Lundbeck has chalked up another Phase III failure for the Alzheimer's field. The Danish drugmaker has yet to share a detailed look at the data, but the top-line results indicate a total washout, with neither dose hitting the primary endpoint or showing separation from placebo.
For the Phase III trial, Lundbeck and its collaborator Otsuka randomized more than 900 patients with mild-to-moderate Alzheimer's to receive either a placebo or one of two doses of its 5-HT6 receptor antagonist, Lu AE58054, on top of 10 mg of donepezil. Both the 30-mg and 60-mg doses of Lu AE58054 failed to improve cognition on the Alzheimer's Disease Assessment Scale-cognitive subscale. And, in a major blow to the drug’s chances, the trial was unable to detect separation from placebo.

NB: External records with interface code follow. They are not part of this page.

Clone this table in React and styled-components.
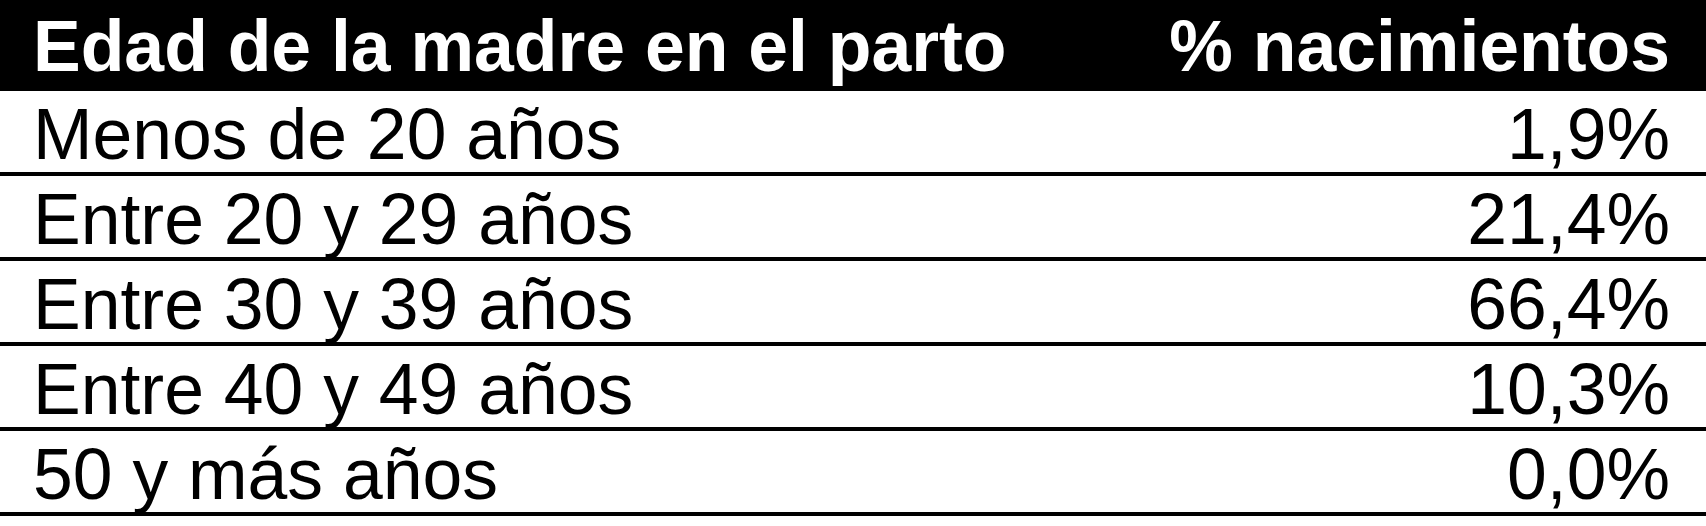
import React from 'react';
import styled, { createGlobalStyle } from 'styled-components';

const rows = [
  ['Menos de 20 años', '1,9%'],
  ['Entre 20 y 29 años', '21,4%'],
  ['Entre 30 y 39 años', '66,4%'],
  ['Entre 40 y 49 años', '10,3%'],
  ['50 y más años', '0,0%'],
];

export default () => (
  <>
    <GlobalStyle />
    <Table>
      <HeaderRow>
        <Cell>Edad de la madre en el parto</Cell>
        <Cell right>% nacimientos</Cell>
      </HeaderRow>
      {rows.map(([label, value]) => (
        <Row key={label}>
          <Cell>{label}</Cell>
          <Cell right>{value}</Cell>
        </Row>
      ))}
    </Table>
  </>
);

const GlobalStyle = createGlobalStyle`
  html, body {
    margin: 0;
    padding: 0;
    background: #fff;
  }
`;

const Table = styled.div`
  width: 1706px;
  height: 526px;
  background: #fff;
  font-family: 'Liberation Sans', Arial, sans-serif;
  font-size: 71.5px;
  color: #000;
`;

const HeaderRow = styled.div`
  display: flex;
  justify-content: space-between;
  height: 91px;
  line-height: 91px;
  padding: 1px 36px 0 33px;
  box-sizing: border-box;
  background: #000;
  color: #fff;
  font-weight: bold;
`;

const Row = styled.div`
  display: flex;
  justify-content: space-between;
  height: 85px;
  line-height: 80px;
  padding: 3px 36px 0 33px;
  box-sizing: border-box;
  border-bottom: 4px solid #000;
`;

const Cell = styled.div`
  white-space: nowrap;
  text-align: ${p => (p.right ? 'right' : 'left')};
`;
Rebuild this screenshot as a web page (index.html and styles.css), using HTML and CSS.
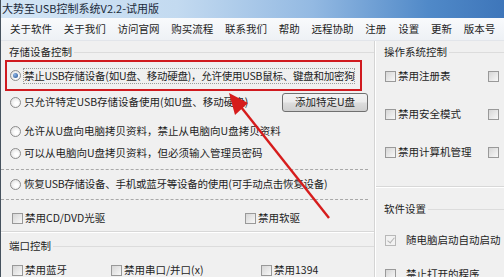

Lundbeck is due to deliver data from two more Phase III trials of Lu AE58054 in the first quarter of next year, which, in theory, could provide evidence to support its belief that hitting 5-HT6 improves cognition. But, with the top-line data devoid of reasons for optimism, investors were quick to fear the worst. Lundbeck, which has a market cap north of $6 billion, saw its stock trade down 15% in early trading in Denmark.
The data dragged down Axovant Sciences ($AXON), too. Axovant became the posterchild for 5-HT6 in 2015 when it picked up a discarded GlaxoSmithKline ($GSK) Alzheimer's program for $5 million and parlayed it up into a $315 million IPO. With the Lundbeck data casting doubts on the viability of the 5-HT6-targeted approach to Alzheimer’s, shares in Axovant fell by more than 20% before rallying to close down 12%.
For Axovant and its investors, the hope now is that the late-stage fail, rather than sounding the death knell for 5-HT6 receptor antagonists, is evidence Lundbeck botched the transition from Phase II to III. Notably, Lundbeck went from thrice-daily 30-mg doses in the Phase II, to once-daily 30-mg or 60-mg doses in the Phase III. Lundbeck changed the dosing regimen in response to the 21% dropout rate in the Phase II treatment arm.
The Danish drugmaker tried to foresee whether the changes to the regimens would affect efficacy by running a PET study. That study looked at the rates of 5-HT6 receptor occupancy achieved by once-daily 30-mg and 60-mg doses of Lu AE58054, resulting in data Lundbeck felt supported the use of the revised regimens. Now, with one Phase III fail in hand and neither of the ongoing studies using a dose above 60 mg once a day, the merits of that decision have been called into question.